— Считай, что он у тебя в кармане…
— Полетим числа тридцатого или чуть позже, чтоб не опоздать, там второго сентября литургия, — поморщился Бахольц, — в день Седана, соберется много нужных людей, упускать их нельзя…
Слезы потекли у Мормосова, когда он впервые вошел в конюшню, и слезы эти лились неделю. Смерть, казалось, осталась там, в лагере; духовито несло жизнью от фырканья лошадей, от конского навоза. Болезнь тлела в Петре Ивановиче, жалость к живущим пронизывала, ибо все они, дышащие и ходящие, обречены были на смерть, и горло захватывало от умиления животными. Он перешил коменданту китель и брюки, заглянул к лошадям — и застрял надолго. Всегда ладил с кошками и собаками, но скотину не обихаживал, а тут вдруг проснулась тяга к ней, хотелось водить рукой по крупу жеребца, трогать мягкие губы его. Глаз, что ли, был так устроен у лошадей, но как ни старался Петр Иванович, а встретиться с лошадиным взглядом, увидеть выпуклые мысли — не мог… Прильнул к ребрам животного, вдохнул пот его и заплакал. Потом выскреб навоз, поддел вилами сено.
Обжил конюшню.

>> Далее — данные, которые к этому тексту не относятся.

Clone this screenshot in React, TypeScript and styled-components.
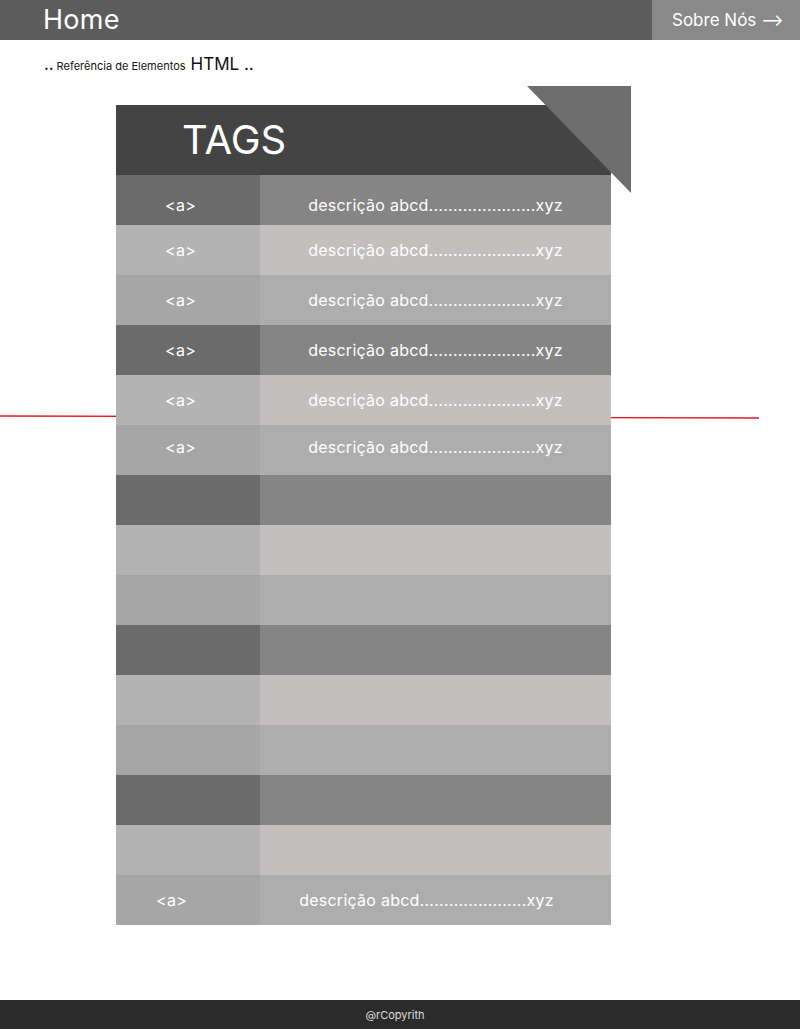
import React from 'react';
import styled, { createGlobalStyle } from 'styled-components';

type Tone = 'dark' | 'light' | 'mid';

type TagRow = {
  tag?: string;
  desc?: string;
  shift?: number;
  nudge?: number;
};

const tones: Tone[] = ['dark', 'light', 'mid'];

const leftColors: Record<Tone, string> = {
  dark: '#6b6b6b',
  light: '#b3b3b3',
  mid: '#a6a6a6',
};

const rightColors: Record<Tone, string> = {
  dark: '#858585',
  light: '#c2bfbe',
  mid: '#aeadad',
};

const DESC = 'descrição abcd......................xyz';

const rows: TagRow[] = [
  { tag: '<a>', desc: DESC, nudge: 5 },
  { tag: '<a>', desc: DESC },
  { tag: '<a>', desc: DESC },
  { tag: '<a>', desc: DESC },
  { tag: '<a>', desc: DESC },
  { tag: '<a>', desc: DESC, nudge: -3 },
  {},
  {},
  {},
  {},
  {},
  {},
  {},
  {},
  { tag: '<a>', desc: DESC, shift: -9 },
];

const App = () => {
  return (
    <Page>
      <GlobalStyle />
      <TopBar>
        <HomeLink>Home</HomeLink>
        <AboutLink>Sobre Nós ⟶</AboutLink>
      </TopBar>
      <Breadcrumb>
        <Dots>..</Dots>
        <Small>Referência de Elementos</Small>
        <Big>HTML ..</Big>
      </Breadcrumb>
      <Main>
        <RedLine width="800" height="6" viewBox="0 0 800 6">
          <line x1="0" y1="2" x2="759" y2="4" stroke="#e3191f" strokeWidth="1.3" />
        </RedLine>
        <Table>
          <Corner />
          <TableHead>TAGS</TableHead>
          {rows.map((row, i) => {
            const tone = tones[i % 3];
            return (
              <Row key={i}>
                <TagCell $tone={tone} $shift={row.shift ?? 0} $nudge={row.nudge ?? 0}>
                  {row.tag}
                </TagCell>
                <DescCell $tone={tone} $shift={row.shift ?? 0} $nudge={row.nudge ?? 0}>
                  {row.desc}
                </DescCell>
              </Row>
            );
          })}
        </Table>
      </Main>
      <Footer>@rCopyrith</Footer>
    </Page>
  );
};

const GlobalStyle = createGlobalStyle`
  html, body {
    margin: 0;
    padding: 0;
    background: #fff;
    font-family: Inter, "Noto Sans", sans-serif;
  }
`;

const Page = styled.div`
  min-height: 100vh;
  display: flex;
  flex-direction: column;
`;

const TopBar = styled.header`
  height: 40px;
  display: flex;
  align-items: stretch;
  justify-content: space-between;
  background-color: #5c5c5c;
  color: #fff;
`;

const HomeLink = styled.div`
  padding-left: 43px;
  font-size: 27px;
  line-height: 40px;
  letter-spacing: 0.3px;
`;

const AboutLink = styled.div`
  width: 148px;
  box-sizing: border-box;
  padding-left: 20px;
  background-color: #898989;
  font-size: 17px;
  line-height: 40px;
  white-space: nowrap;
`;

const Breadcrumb = styled.div`
  display: flex;
  align-items: baseline;
  gap: 3px;
  padding: 14px 0 0 44px;
  color: #111;
  height: 32px;
  box-sizing: border-box;
`;

const Dots = styled.span`
  font-size: 15px;
  font-weight: 600;
`;

const Small = styled.span`
  font-size: 11px;
  margin-right: 2px;
`;

const Big = styled.span`
  font-size: 17px;
`;

const Main = styled.main`
  position: relative;
  padding: 33px 0 0 116px;
`;

const RedLine = styled.svg`
  position: absolute;
  left: 0;
  top: 342px;
  display: block;
`;

const Table = styled.section`
  position: relative;
  width: 495px;
`;

const Corner = styled.div`
  position: absolute;
  left: 411px;
  top: -19px;
  width: 104px;
  height: 107px;
  background-color: #6e6e6e;
  clip-path: polygon(0 0, 100% 0, 100% 100%);
  z-index: 1;
`;

const TableHead = styled.div`
  height: 70px;
  background-color: #444444;
  color: #fff;
  font-size: 40px;
  line-height: 70px;
  padding-left: 66px;
`;

const Row = styled.div`
  display: grid;
  grid-template-columns: 144px 351px;
  height: 50px;
`;

type CellProps = { $tone: Tone; $shift: number; $nudge: number };

const TagCell = styled.div<CellProps>`
  background-color: ${(p) => leftColors[p.$tone]};
  color: #fff;
  font-size: 16px;
  letter-spacing: 0.3px;
  display: flex;
  align-items: center;
  padding-left: ${(p) => 49 + p.$shift}px;
  padding-top: ${(p) => Math.max(p.$nudge, 0) * 2}px;
  padding-bottom: ${(p) => Math.max(-p.$nudge, 0) * 2}px;
`;

const DescCell = styled.div<CellProps>`
  background-color: ${(p) => rightColors[p.$tone]};
  color: #fff;
  font-size: 16px;
  letter-spacing: 0.25px;
  display: flex;
  align-items: center;
  justify-content: center;
  padding-right: ${(p) => -p.$shift * 2}px;
  padding-top: ${(p) => Math.max(p.$nudge, 0) * 2}px;
  padding-bottom: ${(p) => Math.max(-p.$nudge, 0) * 2}px;
`;

const Footer = styled.footer`
  margin-top: auto;
  height: 29px;
  background-color: #2b2b2b;
  color: #dddddd;
  font-size: 11px;
  display: flex;
  align-items: center;
  justify-content: center;
  padding-right: 10px;
`;

export default App;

Поротый немцами конюх не перечил. Здесь Петра Ивановича по утрам поджидали собаки, просили мяса и ласки. Сердобольные бабы заглядывали, приносили в узелочке пару круто сваренных яичек, горсточку соли, и певучая белорусская речь накладывалась в ушах Петра Ивановича на трескучую немецкую в доме коменданта. Странными, неисповедимыми путями люди приобщались к жизни, а Мормосов никак не мог выползти из тоски то ли по смерти, то ли по жизни. Скулила собака с подбитой лапой — он ни с того ни с сего начинал скулить вместе с нею, и — что было особо мучительно — в естественные земные запахи вдруг вплеталась невесть откуда прилетевшая смердятина гниющего человеческого тела; порою шибало в нос падалью от вещей, которых людские руки касались ежедневно.
Однажды утром к конюшне приползла подыхающая овчарка. Передние лапы ее гноились, шерсть на левом боку была выжжена, глаза слезились, проступавшие ребра говорили о долгом пути к людям, которых она продолжала бояться. Петр Иванович взял ее на руки, отнес в свой закуток, промыл раны, приткнул к морде миску с жиденьким супцом. Выходил. Понравилась она и немцу-ветеринару, тот допытывался — откуда такая? (Однажды, заглядывая в разговорник, спросил: «Что станет с собаками и лошадьми, если вдруг все люди на земле вымрут?») Овчарка пятилась, норовя спрятаться за Петра Ивановича, который, немо разевая рот (боялся обнаружить, что понимает немецкую речь ветеринара), стал отмахиваться от немца, побежал к старосте, вдвоем отстояли собаку, а то ветеринар едва не забрал ее. Овчарку, правда, внесли в список колхозного имущества, поставили на довольствие и вменили в обязанности охрану конюшни. Более того, через день ветеринар привез ошейник с номерной бляхой, собака стала еще и собственностью германских Вооруженных сил, воином. Получила кличку «Магда», хоть и не отзывалась на нее, и так привязалась к Мормосову, что понимала его речь почти дословно.